• The request: Output the material beneath this task exactly, images excluded.

• Supplied data:
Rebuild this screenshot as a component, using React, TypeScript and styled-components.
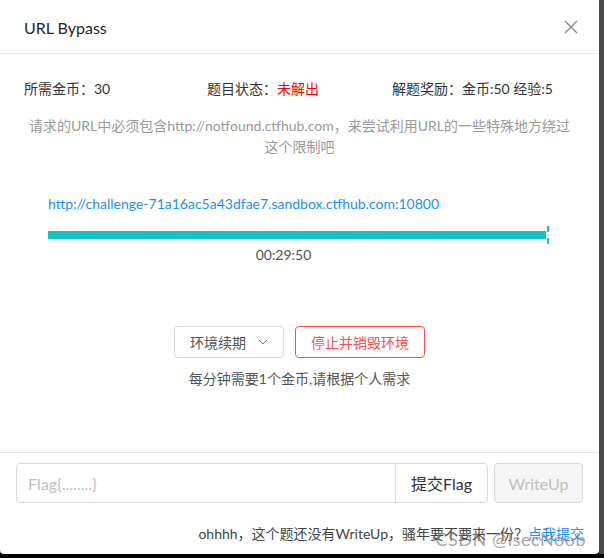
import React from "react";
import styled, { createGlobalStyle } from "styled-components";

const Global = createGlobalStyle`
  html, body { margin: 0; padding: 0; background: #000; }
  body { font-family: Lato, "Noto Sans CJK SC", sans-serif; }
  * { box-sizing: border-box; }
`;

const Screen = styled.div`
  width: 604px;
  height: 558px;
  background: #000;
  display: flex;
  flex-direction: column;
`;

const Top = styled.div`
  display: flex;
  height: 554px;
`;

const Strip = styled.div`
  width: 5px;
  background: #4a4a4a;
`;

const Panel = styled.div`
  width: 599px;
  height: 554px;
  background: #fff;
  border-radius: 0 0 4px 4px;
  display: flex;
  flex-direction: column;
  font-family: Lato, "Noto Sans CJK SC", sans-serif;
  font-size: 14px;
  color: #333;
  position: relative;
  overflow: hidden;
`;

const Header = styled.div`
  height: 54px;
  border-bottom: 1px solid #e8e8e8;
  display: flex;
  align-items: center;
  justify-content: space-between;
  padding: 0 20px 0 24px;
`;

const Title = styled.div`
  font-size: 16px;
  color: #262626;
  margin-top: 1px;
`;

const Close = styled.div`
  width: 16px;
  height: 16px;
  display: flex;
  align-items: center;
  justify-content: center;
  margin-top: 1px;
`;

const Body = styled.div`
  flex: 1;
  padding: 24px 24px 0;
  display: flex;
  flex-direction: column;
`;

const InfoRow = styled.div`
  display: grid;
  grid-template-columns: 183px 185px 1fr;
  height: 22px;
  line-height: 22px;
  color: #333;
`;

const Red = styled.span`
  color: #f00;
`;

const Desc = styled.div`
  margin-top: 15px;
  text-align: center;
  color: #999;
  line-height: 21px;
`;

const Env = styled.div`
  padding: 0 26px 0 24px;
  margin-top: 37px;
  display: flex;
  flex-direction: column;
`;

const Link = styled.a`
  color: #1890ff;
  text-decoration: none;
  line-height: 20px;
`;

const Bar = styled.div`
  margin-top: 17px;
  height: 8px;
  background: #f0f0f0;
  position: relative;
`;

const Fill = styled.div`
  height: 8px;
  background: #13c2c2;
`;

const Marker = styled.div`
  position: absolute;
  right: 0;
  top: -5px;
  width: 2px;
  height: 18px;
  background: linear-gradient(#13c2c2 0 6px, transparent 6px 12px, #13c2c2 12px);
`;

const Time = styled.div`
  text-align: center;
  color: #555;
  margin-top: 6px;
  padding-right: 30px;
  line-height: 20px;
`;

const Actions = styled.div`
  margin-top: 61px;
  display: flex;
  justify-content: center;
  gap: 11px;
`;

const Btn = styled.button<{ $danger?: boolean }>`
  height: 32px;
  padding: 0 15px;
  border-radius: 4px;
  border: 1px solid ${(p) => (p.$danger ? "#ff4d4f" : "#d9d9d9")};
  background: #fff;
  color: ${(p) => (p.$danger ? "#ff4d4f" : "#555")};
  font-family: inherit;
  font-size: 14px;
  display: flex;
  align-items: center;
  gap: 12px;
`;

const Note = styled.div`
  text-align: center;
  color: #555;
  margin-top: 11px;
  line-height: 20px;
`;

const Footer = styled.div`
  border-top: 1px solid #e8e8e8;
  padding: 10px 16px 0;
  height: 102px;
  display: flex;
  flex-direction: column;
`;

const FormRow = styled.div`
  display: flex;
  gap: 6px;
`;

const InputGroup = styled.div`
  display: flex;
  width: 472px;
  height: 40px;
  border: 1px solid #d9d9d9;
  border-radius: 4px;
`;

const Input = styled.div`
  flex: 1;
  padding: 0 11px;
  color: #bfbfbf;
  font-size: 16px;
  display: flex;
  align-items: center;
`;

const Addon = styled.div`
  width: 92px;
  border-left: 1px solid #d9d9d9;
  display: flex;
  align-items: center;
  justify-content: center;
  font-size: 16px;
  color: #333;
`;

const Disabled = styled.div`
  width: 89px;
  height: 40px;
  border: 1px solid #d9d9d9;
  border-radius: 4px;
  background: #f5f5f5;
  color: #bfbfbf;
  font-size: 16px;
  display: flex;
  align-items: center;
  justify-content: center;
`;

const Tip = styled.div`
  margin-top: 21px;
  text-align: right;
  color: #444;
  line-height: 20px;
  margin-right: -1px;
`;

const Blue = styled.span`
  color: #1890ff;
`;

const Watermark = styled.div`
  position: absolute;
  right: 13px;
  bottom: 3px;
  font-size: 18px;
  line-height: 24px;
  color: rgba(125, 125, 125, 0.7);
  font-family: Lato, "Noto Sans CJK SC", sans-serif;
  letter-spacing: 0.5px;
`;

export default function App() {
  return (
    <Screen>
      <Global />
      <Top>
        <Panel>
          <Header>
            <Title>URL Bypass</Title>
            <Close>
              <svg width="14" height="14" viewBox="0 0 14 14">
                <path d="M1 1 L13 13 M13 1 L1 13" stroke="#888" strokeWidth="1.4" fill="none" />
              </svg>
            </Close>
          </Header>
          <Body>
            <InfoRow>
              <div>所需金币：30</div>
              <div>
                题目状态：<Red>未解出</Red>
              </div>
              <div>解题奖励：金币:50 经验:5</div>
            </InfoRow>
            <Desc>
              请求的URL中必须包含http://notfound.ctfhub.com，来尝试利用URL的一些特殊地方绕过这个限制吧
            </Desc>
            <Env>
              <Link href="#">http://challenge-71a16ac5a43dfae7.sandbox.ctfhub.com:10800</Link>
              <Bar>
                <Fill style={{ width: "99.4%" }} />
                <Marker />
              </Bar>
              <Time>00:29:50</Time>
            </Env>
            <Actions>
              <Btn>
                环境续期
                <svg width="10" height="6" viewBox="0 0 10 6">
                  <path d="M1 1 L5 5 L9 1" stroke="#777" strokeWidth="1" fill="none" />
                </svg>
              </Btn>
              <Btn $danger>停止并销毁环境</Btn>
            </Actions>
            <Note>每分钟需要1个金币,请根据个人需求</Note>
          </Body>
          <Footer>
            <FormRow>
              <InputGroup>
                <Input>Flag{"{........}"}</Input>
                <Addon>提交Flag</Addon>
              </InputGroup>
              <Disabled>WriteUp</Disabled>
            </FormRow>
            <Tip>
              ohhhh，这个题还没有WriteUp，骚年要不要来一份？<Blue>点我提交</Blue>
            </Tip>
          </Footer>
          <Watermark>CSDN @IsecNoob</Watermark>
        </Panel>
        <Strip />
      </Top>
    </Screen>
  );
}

• Exercise answer:
Rebuild this screenshot as a component, using React, TypeScript and styled-components.
import React from "react";
import styled, { createGlobalStyle } from "styled-components";

const Global = createGlobalStyle`
  html, body { margin: 0; padding: 0; background: #000; }
  body { font-family: Lato, "Noto Sans CJK SC", sans-serif; }
  * { box-sizing: border-box; }
`;

const Screen = styled.div`
  width: 604px;
  height: 558px;
  background: #000;
  display: flex;
  flex-direction: column;
`;

const Top = styled.div`
  display: flex;
  height: 554px;
`;

const Strip = styled.div`
  width: 5px;
  background: #4a4a4a;
`;

const Panel = styled.div`
  width: 599px;
  height: 554px;
  background: #fff;
  border-radius: 0 0 4px 4px;
  display: flex;
  flex-direction: column;
  font-family: Lato, "Noto Sans CJK SC", sans-serif;
  font-size: 14px;
  color: #333;
  position: relative;
  overflow: hidden;
`;

const Header = styled.div`
  height: 54px;
  border-bottom: 1px solid #e8e8e8;
  display: flex;
  align-items: center;
  justify-content: space-between;
  padding: 0 20px 0 24px;
`;

const Title = styled.div`
  font-size: 16px;
  color: #262626;
  margin-top: 1px;
`;

const Close = styled.div`
  width: 16px;
  height: 16px;
  display: flex;
  align-items: center;
  justify-content: center;
  margin-top: 1px;
`;

const Body = styled.div`
  flex: 1;
  padding: 24px 24px 0;
  display: flex;
  flex-direction: column;
`;

const InfoRow = styled.div`
  display: grid;
  grid-template-columns: 183px 185px 1fr;
  height: 22px;
  line-height: 22px;
  color: #333;
`;

const Red = styled.span`
  color: #f00;
`;

const Desc = styled.div`
  margin-top: 15px;
  text-align: center;
  color: #999;
  line-height: 21px;
`;

const Env = styled.div`
  padding: 0 26px 0 24px;
  margin-top: 37px;
  display: flex;
  flex-direction: column;
`;

const Link = styled.a`
  color: #1890ff;
  text-decoration: none;
  line-height: 20px;
`;

const Bar = styled.div`
  margin-top: 17px;
  height: 8px;
  background: #f0f0f0;
  position: relative;
`;

const Fill = styled.div`
  height: 8px;
  background: #13c2c2;
`;

const Marker = styled.div`
  position: absolute;
  right: 0;
  top: -5px;
  width: 2px;
  height: 18px;
  background: linear-gradient(#13c2c2 0 6px, transparent 6px 12px, #13c2c2 12px);
`;

const Time = styled.div`
  text-align: center;
  color: #555;
  margin-top: 6px;
  padding-right: 30px;
  line-height: 20px;
`;

const Actions = styled.div`
  margin-top: 61px;
  display: flex;
  justify-content: center;
  gap: 11px;
`;

const Btn = styled.button<{ $danger?: boolean }>`
  height: 32px;
  padding: 0 15px;
  border-radius: 4px;
  border: 1px solid ${(p) => (p.$danger ? "#ff4d4f" : "#d9d9d9")};
  background: #fff;
  color: ${(p) => (p.$danger ? "#ff4d4f" : "#555")};
  font-family: inherit;
  font-size: 14px;
  display: flex;
  align-items: center;
  gap: 12px;
`;

const Note = styled.div`
  text-align: center;
  color: #555;
  margin-top: 11px;
  line-height: 20px;
`;

const Footer = styled.div`
  border-top: 1px solid #e8e8e8;
  padding: 10px 16px 0;
  height: 102px;
  display: flex;
  flex-direction: column;
`;

const FormRow = styled.div`
  display: flex;
  gap: 6px;
`;

const InputGroup = styled.div`
  display: flex;
  width: 472px;
  height: 40px;
  border: 1px solid #d9d9d9;
  border-radius: 4px;
`;

const Input = styled.div`
  flex: 1;
  padding: 0 11px;
  color: #bfbfbf;
  font-size: 16px;
  display: flex;
  align-items: center;
`;

const Addon = styled.div`
  width: 92px;
  border-left: 1px solid #d9d9d9;
  display: flex;
  align-items: center;
  justify-content: center;
  font-size: 16px;
  color: #333;
`;

const Disabled = styled.div`
  width: 89px;
  height: 40px;
  border: 1px solid #d9d9d9;
  border-radius: 4px;
  background: #f5f5f5;
  color: #bfbfbf;
  font-size: 16px;
  display: flex;
  align-items: center;
  justify-content: center;
`;

const Tip = styled.div`
  margin-top: 21px;
  text-align: right;
  color: #444;
  line-height: 20px;
  margin-right: -1px;
`;

const Blue = styled.span`
  color: #1890ff;
`;

const Watermark = styled.div`
  position: absolute;
  right: 13px;
  bottom: 3px;
  font-size: 18px;
  line-height: 24px;
  color: rgba(125, 125, 125, 0.7);
  font-family: Lato, "Noto Sans CJK SC", sans-serif;
  letter-spacing: 0.5px;
`;

export default function App() {
  return (
    <Screen>
      <Global />
      <Top>
        <Panel>
          <Header>
            <Title>URL Bypass</Title>
            <Close>
              <svg width="14" height="14" viewBox="0 0 14 14">
                <path d="M1 1 L13 13 M13 1 L1 13" stroke="#888" strokeWidth="1.4" fill="none" />
              </svg>
            </Close>
          </Header>
          <Body>
            <InfoRow>
              <div>所需金币：30</div>
              <div>
                题目状态：<Red>未解出</Red>
              </div>
              <div>解题奖励：金币:50 经验:5</div>
            </InfoRow>
            <Desc>
              请求的URL中必须包含http://notfound.ctfhub.com，来尝试利用URL的一些特殊地方绕过这个限制吧
            </Desc>
            <Env>
              <Link href="#">http://challenge-71a16ac5a43dfae7.sandbox.ctfhub.com:10800</Link>
              <Bar>
                <Fill style={{ width: "99.4%" }} />
                <Marker />
              </Bar>
              <Time>00:29:50</Time>
            </Env>
            <Actions>
              <Btn>
                环境续期
                <svg width="10" height="6" viewBox="0 0 10 6">
                  <path d="M1 1 L5 5 L9 1" stroke="#777" strokeWidth="1" fill="none" />
                </svg>
              </Btn>
              <Btn $danger>停止并销毁环境</Btn>
            </Actions>
            <Note>每分钟需要1个金币,请根据个人需求</Note>
          </Body>
          <Footer>
            <FormRow>
              <InputGroup>
                <Input>Flag{"{........}"}</Input>
                <Addon>提交Flag</Addon>
              </InputGroup>
              <Disabled>WriteUp</Disabled>
            </FormRow>
            <Tip>
              ohhhh，这个题还没有WriteUp，骚年要不要来一份？<Blue>点我提交</Blue>
            </Tip>
          </Footer>
          <Watermark>CSDN @IsecNoob</Watermark>
        </Panel>
        <Strip />
      </Top>
    </Screen>
  );
}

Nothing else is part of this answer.